Die Architekten des Terrors
Am 3. Januar 2020 wurde Qasem Soleimani durch das US-Militär in Bagdad getötet. Der
Iran antwortete mit martialischen Drohungen und Attacken auf US-amerikanische
Militärbasen und mit dem unbeabsichtigten Abschuss eines Passagierflugzeugs. Das
irakische Parlament forderte den Abzug der amerikanischen Truppen aus dem Irak, was
den iranischen Einfluss weiter stärken würde. Und auch in Deutschland herrschte
vielerorts die Deutung vor, die USA seien für die neuerliche Eskalation im Konflikt
mit dem Iran verantwortlich. Dabei kamen Krieg und Eskalation in der Region nicht
erst mit dem Tod Soleimanis. Im Gegenteil: Soleimani war einer der
Hauptverantwortlichen für das Sterben im Nahen Osten und an seiner Person lässt sich
beispielhaft beschreiben, wie der Iran den Krieg in seinen Nachbarländern nicht nur
vorangetrieben, sondern auch immer weiter entgrenzt hat. Qasem Soleimani war bis zu
seinem Tod Kommandeur der Al-Quds-Brigaden und damit direkt dem iranischen
Revolutionsführer und Staatsoberhaupt Ali Chamenei unterstellt. Er wurde als
zweitmächtigster Mann des Irans gehandelt. Seine Brigaden, ein Teil der Iranischen
Revolutionsgarde, dienen offiziell dem Export der Iranischen Revolution in der Region
und bilden eine Spezialeinheit für extraterritoriale Aktionen. Ganz konkret heißt
das, dass die Quds-Einheiten pro-iranische Milizen unter anderem in Syrien, im Irak,
im Libanon, im Gazastreifen (Teile der Hamas und Islamischer Dschihad) und im Jemen
mit Ausbildung, Waffen und Finanzierung unterstützen. Faktisch war Qasem Soleimani
der Kommandeur eines ganzen Netzwerks aus iranischen Terroragenten im Ausland. Diese
Stärkung und Steuerung von Milizen trägt zur Destabilisierung der Region bei und
verhindert beispielsweise im Irak die Wiedererrichtung eines staatlichen
Gewaltmonopols.

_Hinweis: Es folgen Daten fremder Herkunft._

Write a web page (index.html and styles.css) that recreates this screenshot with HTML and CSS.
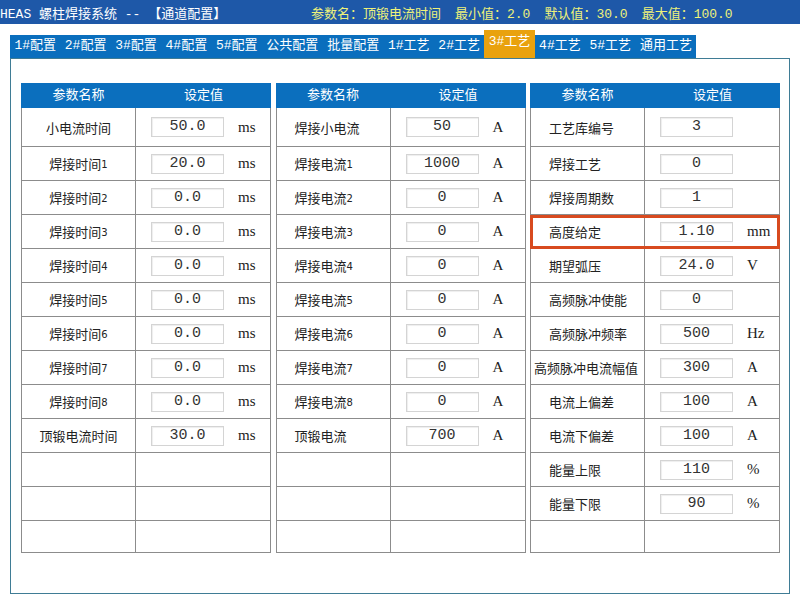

Qasem Soleimani als Architekten des Terrors zu bezeichnen, ist keine
propagandistische Deutung: Angriffe auf amerikanische Militärbasen, auf die US-
Botschaft in Bagdad und auf Israel legen Zeugnis vom Terror ab, den das iranischen
Expansionsstreben erzeugt. Der Iran will durch nicht-staatliche Milizen seine
Nachbarländer unterwandern und eine Vormachtstellung in der Region erringen.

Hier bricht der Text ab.